## What you will do:
List, from the lines below, each one with "React" in it.

## Supplied information:
# # # # #

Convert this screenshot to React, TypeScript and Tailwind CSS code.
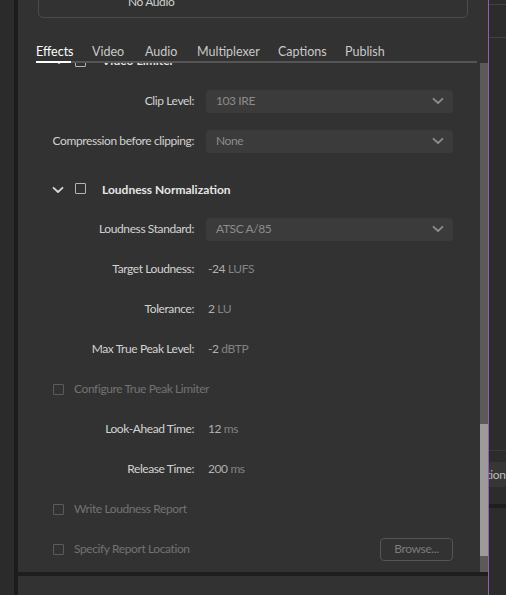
import React from 'react';

const Chevron = ({ className }: { className?: string }) => (
  <svg viewBox="0 0 12 8" className={className} fill="none">
    <path d="M1.5 1.8 L6 6 L10.5 1.8" stroke="currentColor" strokeWidth="1.8" strokeLinecap="round" strokeLinejoin="round" />
  </svg>
);

const Dropdown = ({ value }: { value: string }) => (
  <div className="flex items-center justify-between w-[247px] h-[23px] rounded-[4px] bg-[#3b3b3b] pl-[10px] pr-[9px] text-[#8c8c8c]">
    <span>{value}</span>
    <Chevron className="w-[12px] h-[8px] text-[#8c8c8c]" />
  </div>
);

const Box = ({ light }: { light?: boolean }) => (
  <div
    className={
      light
        ? 'w-[11px] h-[11px] border-[1.5px] border-[#b4b4b4] rounded-[1px]'
        : 'w-[11px] h-[11px] border-[1.5px] border-[#5c5c5c] rounded-[1px]'
    }
  />
);

const Row = ({ label, children }: { label: string; children: React.ReactNode }) => (
  <div className="flex items-center h-[40px]">
    <div className="w-[176px] text-right text-[#d2d2d2] whitespace-nowrap">{label}</div>
    <div className="ml-[12px]">{children}</div>
  </div>
);

const Value = ({ num, unit }: { num: string; unit: string }) => (
  <span className="pl-[2px]">
    <span className="text-[#b0b0b0]">{num}</span>
    <span className="text-[#838383]"> {unit}</span>
  </span>
);

const CheckRow = ({ label, children }: { label: string; children?: React.ReactNode }) => (
  <div className="flex items-center h-[40px] pl-[35px] pr-[27px]">
    <Box />
    <span className="ml-[10px] text-[#727272]">{label}</span>
    <div className="ml-auto">{children}</div>
  </div>
);

const tabs = [
  { name: 'Effects', w: 'w-[56px]' },
  { name: 'Video', w: 'w-[53px]' },
  { name: 'Audio', w: 'w-[52px]' },
  { name: 'Multiplexer', w: 'w-[81px]' },
  { name: 'Captions', w: 'w-[67px]' },
  { name: 'Publish', w: 'w-[50px]' },
];

export default function App() {
  return (
    <div
      className="flex w-[506px] h-[595px] overflow-hidden bg-[#323232] text-[12px] leading-none tracking-[-0.4px]"
      style={{ fontFamily: 'Lato, "Open Sans", sans-serif' }}
    >
      {/* left strip */}
      <div className="w-[14px] bg-[#2b2b2b]" />
      <div className="w-[4px] bg-[#1c1c1c]" />

      {/* main panel */}
      <div className="flex flex-col w-[470px] h-full">
        <div className="mx-[20px] -mt-[22px] h-[40px] border border-[#4c4c4c] rounded-[5px] flex items-start">
          <span className="ml-[89px] mt-[17px] text-[#cfcfcf]">No Audio</span>
        </div>

        {/* tabs */}
        <div className="relative z-10 mt-[22px] ml-[18px] mr-[11px] h-[23px] flex items-start text-[12.5px] tracking-normal bg-[#323232]">
          <div className="absolute left-0 right-0 bottom-0 h-[2px] bg-[#555555]" />
          {tabs.map((t, i) => (
            <div
              key={t.name}
              className={
                i === 0
                  ? `relative h-full pt-[6px] ${t.w} text-white`
                  : `relative h-full pt-[6px] ${t.w} text-[#c9c9c9]`
              }
            >
              {t.name}
              {i === 0 && <div className="absolute left-0 bottom-0 w-[35px] h-[2px] bg-white" />}
            </div>
          ))}
        </div>

        {/* scroll area */}
        <div className="flex flex-1 min-h-0">
          <div className="flex-1 overflow-hidden">
            <div className="-mt-[22px]">
              <div className="flex items-center h-[40px] pl-[35px]">
                <Chevron className="w-[12px] h-[8px] text-[#d8d8d8]" />
                <div className="ml-[10px]"><Box light /></div>
                <span className="ml-[16px] font-bold tracking-normal text-[#e6e6e6]">Video Limiter</span>
              </div>
              <Row label="Clip Level:"><Dropdown value="103 IRE" /></Row>
              <Row label="Compression before clipping:"><Dropdown value="None" /></Row>

              <div className="flex items-center h-[39px] mt-[9px] pl-[34px]">
                <Chevron className="w-[12px] h-[8px] text-[#d8d8d8]" />
                <div className="ml-[11px] -mt-[2px]"><Box light /></div>
                <span className="ml-[16px] font-bold tracking-normal text-[#e6e6e6]">Loudness Normalization</span>
              </div>

              <Row label="Loudness Standard:"><Dropdown value="ATSC A/85" /></Row>
              <Row label="Target Loudness:"><Value num="-24" unit="LUFS" /></Row>
              <Row label="Tolerance:"><Value num="2" unit="LU" /></Row>
              <Row label="Max True Peak Level:"><Value num="-2" unit="dBTP" /></Row>
              <CheckRow label="Configure True Peak Limiter" />
              <Row label="Look-Ahead Time:"><Value num="12" unit="ms" /></Row>
              <Row label="Release Time:"><Value num="200" unit="ms" /></Row>
              <CheckRow label="Write Loudness Report" />
              <CheckRow label="Specify Report Location">
                <div className="w-[73px] h-[23px] border border-[#555555] rounded-[4px] flex items-center justify-center text-[#7c7c7c]">
                  Browse...
                </div>
              </CheckRow>
            </div>
          </div>

          {/* scrollbar */}
          <div className="w-[8px] flex flex-col bg-[#5a5a5a]">
            <div className="h-[361px]" />
            <div className="h-[132px] bg-[#9b9b9b]" />
          </div>
        </div>

        <div className="h-[4px] bg-[#1e1e1e]" />
        <div className="h-[19px] bg-[#323232]" />
      </div>

      {/* purple divider */}
      <div className="w-[1px] bg-[#9a58b8]" />

      {/* right panel */}
      <div className="flex-1 flex flex-col bg-[#2c2c2c] overflow-hidden">
        <div className="mt-[4px] h-[1px] bg-[#424242]" />
        <div className="mt-[32px] h-[1px] bg-[#424242]" />
        <div className="mt-[412px] h-[1px] bg-[#3a3a3a]" />
        <div className="mt-[11px] h-[25px] bg-[#363636] flex items-center overflow-hidden whitespace-nowrap">
          <span className="-ml-[40px] text-[#bdbdbd]">Description</span>
        </div>
        <div className="mt-[17px] h-[4px] bg-[#1e1e1e]" />
      </div>
    </div>
  );
}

# # # # #

## Task solution:
Convert this screenshot to React, TypeScript and Tailwind CSS code.
import React from 'react';
const Row = ({ label, children }: { label: string; children: React.ReactNode }) => (
const CheckRow = ({ label, children }: { label: string; children?: React.ReactNode }) => (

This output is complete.